The exercise >> Wherever the string "with" appears in a line, extract that line.

Data to process >>
::::::
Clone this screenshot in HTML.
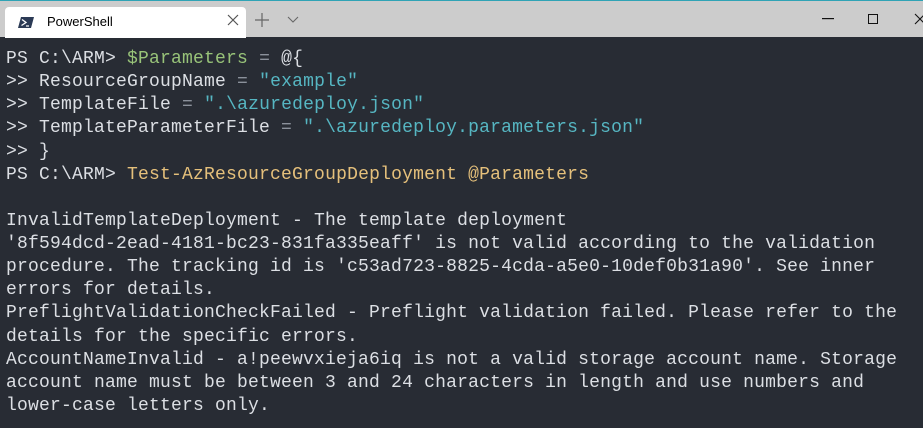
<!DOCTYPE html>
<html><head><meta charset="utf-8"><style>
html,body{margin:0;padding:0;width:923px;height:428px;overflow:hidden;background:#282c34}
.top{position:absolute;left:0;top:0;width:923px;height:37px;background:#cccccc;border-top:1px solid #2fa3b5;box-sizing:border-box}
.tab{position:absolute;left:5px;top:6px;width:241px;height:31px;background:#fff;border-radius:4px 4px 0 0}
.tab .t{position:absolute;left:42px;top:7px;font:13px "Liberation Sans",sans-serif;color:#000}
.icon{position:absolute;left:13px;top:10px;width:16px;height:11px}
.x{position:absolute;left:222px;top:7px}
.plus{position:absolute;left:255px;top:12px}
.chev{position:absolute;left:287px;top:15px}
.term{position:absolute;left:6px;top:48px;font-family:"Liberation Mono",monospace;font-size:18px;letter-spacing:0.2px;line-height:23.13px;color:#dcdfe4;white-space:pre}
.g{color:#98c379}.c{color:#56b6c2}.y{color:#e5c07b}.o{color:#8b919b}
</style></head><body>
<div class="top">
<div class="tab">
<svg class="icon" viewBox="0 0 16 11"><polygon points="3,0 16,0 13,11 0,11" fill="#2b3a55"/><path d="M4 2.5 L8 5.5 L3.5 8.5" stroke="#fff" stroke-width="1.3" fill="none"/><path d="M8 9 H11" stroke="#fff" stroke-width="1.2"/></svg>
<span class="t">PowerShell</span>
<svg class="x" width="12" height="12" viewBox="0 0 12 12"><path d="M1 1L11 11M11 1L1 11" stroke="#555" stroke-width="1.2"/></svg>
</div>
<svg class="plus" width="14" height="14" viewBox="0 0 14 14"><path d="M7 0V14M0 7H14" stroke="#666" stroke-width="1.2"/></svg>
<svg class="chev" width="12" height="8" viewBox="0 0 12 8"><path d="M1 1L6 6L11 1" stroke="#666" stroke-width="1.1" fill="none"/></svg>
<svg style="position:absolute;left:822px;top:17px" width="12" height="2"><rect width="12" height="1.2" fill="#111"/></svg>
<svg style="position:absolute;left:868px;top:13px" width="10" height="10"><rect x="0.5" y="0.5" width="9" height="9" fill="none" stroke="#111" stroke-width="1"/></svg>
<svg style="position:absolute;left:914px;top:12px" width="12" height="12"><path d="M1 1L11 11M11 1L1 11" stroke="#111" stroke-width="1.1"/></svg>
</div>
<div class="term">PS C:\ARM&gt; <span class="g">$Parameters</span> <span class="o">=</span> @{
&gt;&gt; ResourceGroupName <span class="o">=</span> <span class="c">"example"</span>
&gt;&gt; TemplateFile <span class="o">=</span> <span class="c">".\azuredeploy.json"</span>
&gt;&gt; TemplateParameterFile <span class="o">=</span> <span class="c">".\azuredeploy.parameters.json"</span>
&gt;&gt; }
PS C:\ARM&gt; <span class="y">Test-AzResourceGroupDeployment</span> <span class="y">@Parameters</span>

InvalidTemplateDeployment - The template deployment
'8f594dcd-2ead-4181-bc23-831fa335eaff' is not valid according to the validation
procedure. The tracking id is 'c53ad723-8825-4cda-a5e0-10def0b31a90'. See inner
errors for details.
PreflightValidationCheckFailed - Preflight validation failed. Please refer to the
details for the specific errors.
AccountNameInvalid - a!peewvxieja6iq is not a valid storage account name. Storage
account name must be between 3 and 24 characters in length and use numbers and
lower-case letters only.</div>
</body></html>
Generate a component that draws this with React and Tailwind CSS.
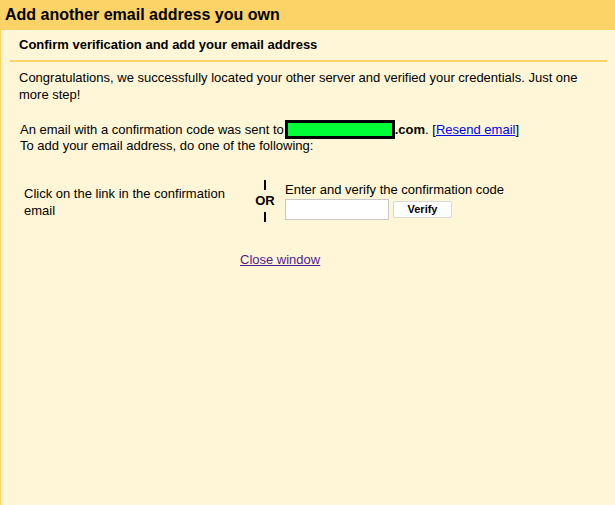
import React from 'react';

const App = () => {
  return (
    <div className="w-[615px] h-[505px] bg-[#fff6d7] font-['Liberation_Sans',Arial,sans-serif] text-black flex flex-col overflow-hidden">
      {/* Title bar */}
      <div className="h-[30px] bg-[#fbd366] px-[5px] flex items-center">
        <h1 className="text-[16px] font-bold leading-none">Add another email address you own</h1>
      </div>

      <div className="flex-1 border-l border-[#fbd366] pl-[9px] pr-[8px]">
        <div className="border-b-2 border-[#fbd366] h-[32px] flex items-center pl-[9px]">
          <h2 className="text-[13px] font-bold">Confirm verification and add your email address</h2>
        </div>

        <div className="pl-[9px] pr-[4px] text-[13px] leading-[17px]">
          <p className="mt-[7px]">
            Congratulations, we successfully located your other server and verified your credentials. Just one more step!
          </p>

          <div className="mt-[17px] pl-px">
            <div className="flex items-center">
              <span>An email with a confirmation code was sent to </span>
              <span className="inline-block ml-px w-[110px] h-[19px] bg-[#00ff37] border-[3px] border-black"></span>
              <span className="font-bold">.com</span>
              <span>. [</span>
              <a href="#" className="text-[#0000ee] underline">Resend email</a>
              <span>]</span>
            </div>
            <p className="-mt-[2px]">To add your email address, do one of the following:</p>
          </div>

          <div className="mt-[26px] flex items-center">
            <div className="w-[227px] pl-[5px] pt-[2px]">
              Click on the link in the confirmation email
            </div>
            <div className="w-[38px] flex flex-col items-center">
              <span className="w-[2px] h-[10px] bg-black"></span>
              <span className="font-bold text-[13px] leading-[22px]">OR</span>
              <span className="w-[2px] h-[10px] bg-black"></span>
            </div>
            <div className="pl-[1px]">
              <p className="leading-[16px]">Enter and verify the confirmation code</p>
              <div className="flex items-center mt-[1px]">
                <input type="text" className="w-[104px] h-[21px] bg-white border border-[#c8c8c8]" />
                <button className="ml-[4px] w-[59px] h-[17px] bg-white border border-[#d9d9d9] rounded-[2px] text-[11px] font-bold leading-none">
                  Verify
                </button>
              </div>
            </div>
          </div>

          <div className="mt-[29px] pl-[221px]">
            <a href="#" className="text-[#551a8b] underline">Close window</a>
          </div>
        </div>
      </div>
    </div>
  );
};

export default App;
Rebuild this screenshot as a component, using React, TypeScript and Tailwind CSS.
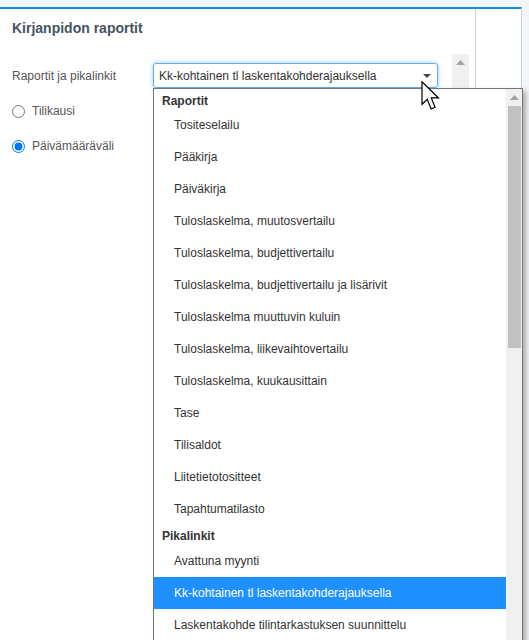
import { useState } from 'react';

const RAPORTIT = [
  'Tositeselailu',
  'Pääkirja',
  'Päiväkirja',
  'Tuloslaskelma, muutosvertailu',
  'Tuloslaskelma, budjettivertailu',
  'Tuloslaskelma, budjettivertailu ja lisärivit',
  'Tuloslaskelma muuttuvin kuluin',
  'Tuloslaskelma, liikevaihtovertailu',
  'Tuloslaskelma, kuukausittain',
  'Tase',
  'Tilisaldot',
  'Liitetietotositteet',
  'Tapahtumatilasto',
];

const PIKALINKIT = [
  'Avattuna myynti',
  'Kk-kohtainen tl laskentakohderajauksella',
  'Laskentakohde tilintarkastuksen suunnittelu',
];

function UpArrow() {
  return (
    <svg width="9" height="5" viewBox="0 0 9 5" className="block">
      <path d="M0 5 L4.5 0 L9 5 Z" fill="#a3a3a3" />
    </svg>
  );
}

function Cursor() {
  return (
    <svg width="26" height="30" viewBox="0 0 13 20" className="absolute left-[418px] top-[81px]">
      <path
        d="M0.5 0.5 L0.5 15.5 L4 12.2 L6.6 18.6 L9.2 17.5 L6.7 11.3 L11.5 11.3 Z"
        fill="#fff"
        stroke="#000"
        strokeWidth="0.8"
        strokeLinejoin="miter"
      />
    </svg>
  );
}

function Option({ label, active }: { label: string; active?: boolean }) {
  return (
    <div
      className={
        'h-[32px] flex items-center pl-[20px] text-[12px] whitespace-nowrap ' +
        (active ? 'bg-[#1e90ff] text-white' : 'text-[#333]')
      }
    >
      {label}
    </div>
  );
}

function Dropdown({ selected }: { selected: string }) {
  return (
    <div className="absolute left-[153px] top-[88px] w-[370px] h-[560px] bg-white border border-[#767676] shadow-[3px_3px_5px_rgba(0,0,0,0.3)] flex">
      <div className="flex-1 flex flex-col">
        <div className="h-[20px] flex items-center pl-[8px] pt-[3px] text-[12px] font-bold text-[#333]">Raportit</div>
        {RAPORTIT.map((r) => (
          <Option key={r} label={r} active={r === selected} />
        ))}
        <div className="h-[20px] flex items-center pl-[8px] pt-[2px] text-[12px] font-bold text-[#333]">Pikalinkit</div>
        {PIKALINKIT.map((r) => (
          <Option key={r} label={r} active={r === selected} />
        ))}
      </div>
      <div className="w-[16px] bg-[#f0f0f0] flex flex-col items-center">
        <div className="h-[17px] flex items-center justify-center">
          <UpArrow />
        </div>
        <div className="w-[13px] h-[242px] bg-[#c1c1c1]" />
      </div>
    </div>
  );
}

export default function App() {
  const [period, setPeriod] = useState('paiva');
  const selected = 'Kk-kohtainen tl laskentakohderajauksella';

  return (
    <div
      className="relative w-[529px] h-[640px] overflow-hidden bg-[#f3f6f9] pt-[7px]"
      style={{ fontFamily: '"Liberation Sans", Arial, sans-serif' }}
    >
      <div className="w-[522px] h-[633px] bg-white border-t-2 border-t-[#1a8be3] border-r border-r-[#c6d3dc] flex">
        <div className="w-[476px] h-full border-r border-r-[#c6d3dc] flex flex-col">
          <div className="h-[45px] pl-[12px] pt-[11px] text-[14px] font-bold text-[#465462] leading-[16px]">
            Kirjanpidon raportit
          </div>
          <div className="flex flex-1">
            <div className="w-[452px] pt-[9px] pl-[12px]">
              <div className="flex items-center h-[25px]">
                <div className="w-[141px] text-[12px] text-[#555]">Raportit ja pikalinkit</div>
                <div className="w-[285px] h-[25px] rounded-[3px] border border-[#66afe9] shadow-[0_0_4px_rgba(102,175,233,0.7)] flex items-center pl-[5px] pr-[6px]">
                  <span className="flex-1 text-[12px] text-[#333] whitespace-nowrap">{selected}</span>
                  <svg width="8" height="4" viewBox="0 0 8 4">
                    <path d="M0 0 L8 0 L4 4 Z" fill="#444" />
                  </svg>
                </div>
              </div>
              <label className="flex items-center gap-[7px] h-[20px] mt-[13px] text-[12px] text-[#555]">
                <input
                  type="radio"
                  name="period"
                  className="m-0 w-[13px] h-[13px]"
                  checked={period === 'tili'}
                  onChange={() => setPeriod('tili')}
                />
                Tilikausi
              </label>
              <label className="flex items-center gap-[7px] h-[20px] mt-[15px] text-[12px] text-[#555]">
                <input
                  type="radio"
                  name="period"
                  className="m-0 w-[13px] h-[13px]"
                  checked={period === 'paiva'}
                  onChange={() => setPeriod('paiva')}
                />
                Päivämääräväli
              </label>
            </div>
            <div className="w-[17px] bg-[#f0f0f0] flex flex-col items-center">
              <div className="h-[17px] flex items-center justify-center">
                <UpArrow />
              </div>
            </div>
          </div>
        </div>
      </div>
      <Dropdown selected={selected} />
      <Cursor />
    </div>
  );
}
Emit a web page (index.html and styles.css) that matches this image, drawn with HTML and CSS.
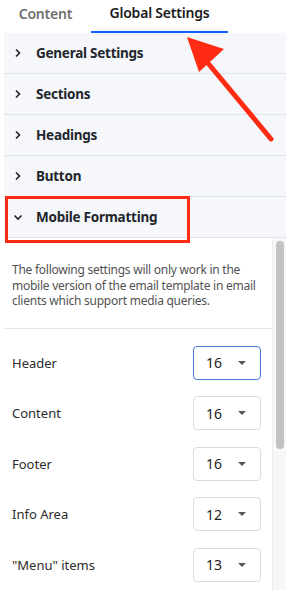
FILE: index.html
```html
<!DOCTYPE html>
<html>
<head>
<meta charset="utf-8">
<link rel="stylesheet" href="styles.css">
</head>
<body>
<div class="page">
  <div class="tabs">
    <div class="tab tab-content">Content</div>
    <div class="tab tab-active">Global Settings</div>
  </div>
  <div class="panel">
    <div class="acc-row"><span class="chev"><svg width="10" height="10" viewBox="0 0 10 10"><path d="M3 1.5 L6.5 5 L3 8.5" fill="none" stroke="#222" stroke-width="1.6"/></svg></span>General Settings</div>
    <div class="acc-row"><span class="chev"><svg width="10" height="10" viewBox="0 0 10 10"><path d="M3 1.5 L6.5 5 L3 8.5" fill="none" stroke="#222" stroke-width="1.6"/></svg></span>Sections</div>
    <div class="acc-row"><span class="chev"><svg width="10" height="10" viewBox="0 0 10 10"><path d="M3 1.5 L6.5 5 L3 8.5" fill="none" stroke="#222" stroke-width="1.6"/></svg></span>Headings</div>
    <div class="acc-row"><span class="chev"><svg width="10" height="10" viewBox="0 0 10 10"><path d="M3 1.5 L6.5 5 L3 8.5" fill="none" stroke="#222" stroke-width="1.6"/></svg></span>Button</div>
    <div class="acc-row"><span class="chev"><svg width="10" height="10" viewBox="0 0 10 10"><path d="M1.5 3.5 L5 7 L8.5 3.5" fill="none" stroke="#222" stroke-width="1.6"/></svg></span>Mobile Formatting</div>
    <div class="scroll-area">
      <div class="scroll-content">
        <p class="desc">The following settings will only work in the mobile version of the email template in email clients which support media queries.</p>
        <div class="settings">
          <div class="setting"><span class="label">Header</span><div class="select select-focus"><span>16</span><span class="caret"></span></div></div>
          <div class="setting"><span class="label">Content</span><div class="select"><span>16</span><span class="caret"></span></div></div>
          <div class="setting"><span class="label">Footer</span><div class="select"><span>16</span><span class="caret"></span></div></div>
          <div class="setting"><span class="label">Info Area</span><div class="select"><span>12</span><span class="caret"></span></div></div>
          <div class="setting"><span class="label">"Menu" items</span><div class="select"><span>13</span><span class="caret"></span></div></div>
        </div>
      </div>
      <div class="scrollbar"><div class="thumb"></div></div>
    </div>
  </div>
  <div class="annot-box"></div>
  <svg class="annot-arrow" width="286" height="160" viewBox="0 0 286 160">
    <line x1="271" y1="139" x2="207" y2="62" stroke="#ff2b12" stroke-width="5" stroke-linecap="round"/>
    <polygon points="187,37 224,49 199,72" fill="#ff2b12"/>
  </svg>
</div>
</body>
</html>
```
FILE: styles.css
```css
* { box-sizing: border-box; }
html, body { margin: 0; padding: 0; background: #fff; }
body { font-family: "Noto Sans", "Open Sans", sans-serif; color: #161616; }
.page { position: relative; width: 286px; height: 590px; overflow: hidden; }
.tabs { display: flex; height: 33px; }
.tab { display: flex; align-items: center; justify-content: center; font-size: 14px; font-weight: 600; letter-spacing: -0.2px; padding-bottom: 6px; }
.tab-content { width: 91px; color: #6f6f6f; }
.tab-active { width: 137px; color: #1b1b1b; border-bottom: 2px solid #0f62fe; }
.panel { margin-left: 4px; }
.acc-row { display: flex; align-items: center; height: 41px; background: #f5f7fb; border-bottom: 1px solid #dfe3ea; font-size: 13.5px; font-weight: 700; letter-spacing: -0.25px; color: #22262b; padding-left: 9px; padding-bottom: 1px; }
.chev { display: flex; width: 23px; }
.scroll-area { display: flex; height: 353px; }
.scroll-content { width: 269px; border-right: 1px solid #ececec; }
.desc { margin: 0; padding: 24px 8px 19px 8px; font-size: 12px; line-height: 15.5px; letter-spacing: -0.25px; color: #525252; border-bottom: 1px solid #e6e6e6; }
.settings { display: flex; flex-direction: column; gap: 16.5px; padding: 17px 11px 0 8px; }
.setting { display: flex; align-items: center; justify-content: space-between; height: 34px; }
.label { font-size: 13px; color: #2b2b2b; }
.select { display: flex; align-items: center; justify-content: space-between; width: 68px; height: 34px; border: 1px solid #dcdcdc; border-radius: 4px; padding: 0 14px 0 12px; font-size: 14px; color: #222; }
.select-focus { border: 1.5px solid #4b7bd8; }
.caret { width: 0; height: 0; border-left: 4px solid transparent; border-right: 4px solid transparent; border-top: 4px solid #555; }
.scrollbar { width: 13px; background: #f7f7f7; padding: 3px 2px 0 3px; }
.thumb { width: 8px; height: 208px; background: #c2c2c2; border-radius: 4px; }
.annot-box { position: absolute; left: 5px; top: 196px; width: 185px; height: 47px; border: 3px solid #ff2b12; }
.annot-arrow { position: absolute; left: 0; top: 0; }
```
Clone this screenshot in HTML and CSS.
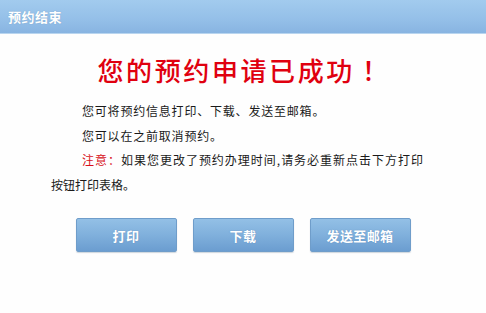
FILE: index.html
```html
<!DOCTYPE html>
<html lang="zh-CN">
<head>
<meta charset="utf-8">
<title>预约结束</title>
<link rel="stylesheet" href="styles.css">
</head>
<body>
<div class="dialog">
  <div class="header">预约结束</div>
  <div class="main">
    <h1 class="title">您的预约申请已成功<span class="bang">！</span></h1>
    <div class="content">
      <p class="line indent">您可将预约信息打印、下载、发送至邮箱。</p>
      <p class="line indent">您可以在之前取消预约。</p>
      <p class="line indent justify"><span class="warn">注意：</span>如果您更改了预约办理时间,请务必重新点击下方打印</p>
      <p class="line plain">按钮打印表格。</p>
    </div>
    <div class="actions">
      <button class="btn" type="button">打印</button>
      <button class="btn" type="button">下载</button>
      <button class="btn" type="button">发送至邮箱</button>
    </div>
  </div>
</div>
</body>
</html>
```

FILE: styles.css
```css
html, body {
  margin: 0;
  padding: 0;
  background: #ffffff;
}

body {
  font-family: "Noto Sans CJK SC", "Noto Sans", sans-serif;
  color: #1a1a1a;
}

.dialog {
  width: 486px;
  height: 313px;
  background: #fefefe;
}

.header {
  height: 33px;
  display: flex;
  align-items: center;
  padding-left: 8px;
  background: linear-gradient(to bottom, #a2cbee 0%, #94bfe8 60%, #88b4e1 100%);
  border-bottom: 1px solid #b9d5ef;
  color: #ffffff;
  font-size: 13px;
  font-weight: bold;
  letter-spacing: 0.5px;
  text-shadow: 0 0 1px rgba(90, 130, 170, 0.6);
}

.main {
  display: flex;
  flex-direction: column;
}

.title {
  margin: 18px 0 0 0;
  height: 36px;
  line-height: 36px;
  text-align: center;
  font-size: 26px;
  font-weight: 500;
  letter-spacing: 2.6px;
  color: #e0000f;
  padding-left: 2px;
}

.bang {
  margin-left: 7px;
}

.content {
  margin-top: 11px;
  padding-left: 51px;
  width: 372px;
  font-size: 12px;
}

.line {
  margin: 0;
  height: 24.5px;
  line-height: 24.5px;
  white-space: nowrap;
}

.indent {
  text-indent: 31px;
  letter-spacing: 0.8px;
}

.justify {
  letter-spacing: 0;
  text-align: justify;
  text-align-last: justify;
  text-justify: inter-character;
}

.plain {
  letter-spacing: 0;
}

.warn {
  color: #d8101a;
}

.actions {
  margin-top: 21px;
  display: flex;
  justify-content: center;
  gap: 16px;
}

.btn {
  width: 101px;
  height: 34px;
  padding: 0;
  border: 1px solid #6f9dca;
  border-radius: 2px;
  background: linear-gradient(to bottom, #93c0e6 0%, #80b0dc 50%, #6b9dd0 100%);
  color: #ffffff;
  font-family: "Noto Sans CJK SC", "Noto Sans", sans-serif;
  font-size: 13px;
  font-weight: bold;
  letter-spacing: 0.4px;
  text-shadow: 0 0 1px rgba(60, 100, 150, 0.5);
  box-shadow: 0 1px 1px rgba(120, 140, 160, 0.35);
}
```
::::::
Result >>
Generate a component that draws this with React and Tailwind CSS.
              <span>An email with a confirmation code was sent to </span>
Emit a web page (index.html and styles.css) that matches this image, drawn with HTML and CSS.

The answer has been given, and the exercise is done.